Today my husband has an interview. He will be out of the house much of the day because of it. The kids are reviewing their latin lessons because I have let that class slide for a few months. Then I am going to send them outside to play and wear themselves out. I need some time today to just sit quietly and not deal with the kiddos. I can hear them as I do laundry but I wont have to do much for them if they are playing. They need to let off some steam and play too. Its good for them.
I let my family know yesterday that I was moving to Kansas for the summer. As expected my Grandma was upset but I did my best to reassure her that it would be ok. My mom and my husbands parents didnt care. My sister just assumes it will be ok because in her eyes I can do anything lol.
Last week one of the people I used to think was my friend texted me (on Tuesday) and asked how I was. I asked her to please call me so I could explain why I was going to Kansas and update her. Its just too much to text. I didnt hear anything for two days so I texted her on Thursday just to make sure she had gotten my text. My phone has been acting up and I wasnt sure she had received it. Apparently she had but was too busy. I left it at that.
Today I got a couple texts from her asking about Kansas. Of course today is Tuesday again. On Tuesdays she has a very boring day. I am starting to feel a bit used. She only wants to talk to me on Tuesdays. It feels a lot less like she cares about me and more that she is using me to ease her boredom. I have yet to respond to her texts. Like I said…..its all too much to explain with a text and she cant call me on Tuesdays until the evening but I am 90% sure she wont call even if I ask again. I think she just wants me to entertain her during her boring Tuesdays. 🙁
I often wonder if I am just not fast enough or mature enough for friends. I wasnt allowed to really practice making friends as a child. It takes me a long while to get comfortable with someone……a lot longer than it seems to take everyone else. When I do make a friend I assume that the friendship will be for a long time, many years. It seems that I'm the only one who assumes that as well. Often about the time that I am feeling comfortable in the friendship……the friendship has reached its expiration date according to the other person. The world doesnt help either. It seems to always get in the way somehow. Logically it would seem that I am just not friend material and should give up on that. Mostly, I think I have but there is still a part of me that just cant quite give up hope entirely.
Today I am washing my blankets and sheets to stick in the camper. That way they will be fresh. I believe that I have gotten everything done, all appointments, documents, tests, etc…. So today I am just waiting to hear if there is something I have forgotten to do and waiting for my license to come in the mail. The lady I talked to yesterday said she believed that she would stick my license in the mail yesterday. I am hoping I get it tomorrow.

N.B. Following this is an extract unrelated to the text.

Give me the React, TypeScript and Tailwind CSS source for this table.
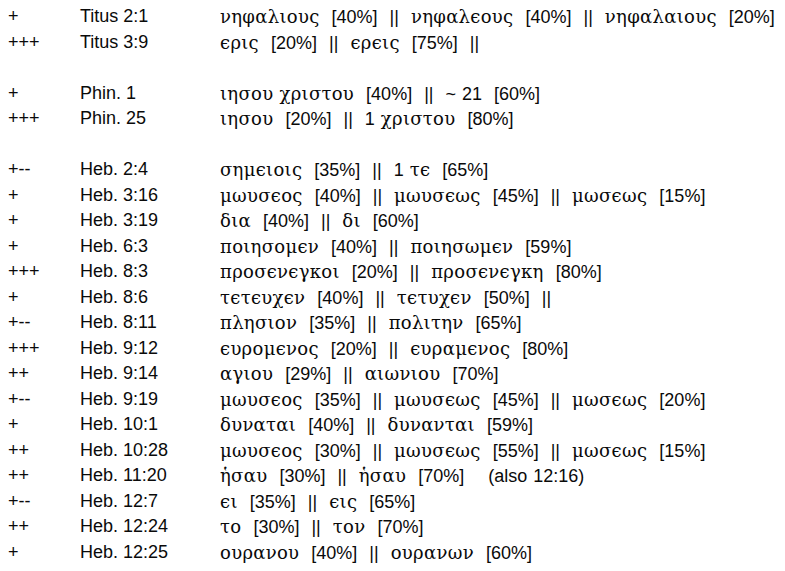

In the last year I have wanted to be intimate much more often than my husband. We have lived in this house well over a month and he has yet to touch me that way. Is it the extra weight? Does me taking antidepressants make me too damaged in his eyes? If he no longer loves me that way why didnt he let me divorce him in January?
I have tried many times to seduce him. We've talked about it. I am tired of trying, being told no thanks and feeling so bad. I have a feeling that if I wait for him we will never be intimate again. Here we are…….I am going to leave for 13 weeks and he still doesnt want to do anything. LoL Makes a girl feel rather unattractive you know.
Time to go fill the dishwasher and start the laundry. Thanks for listening to me vent. I hope you all have a great day today!!!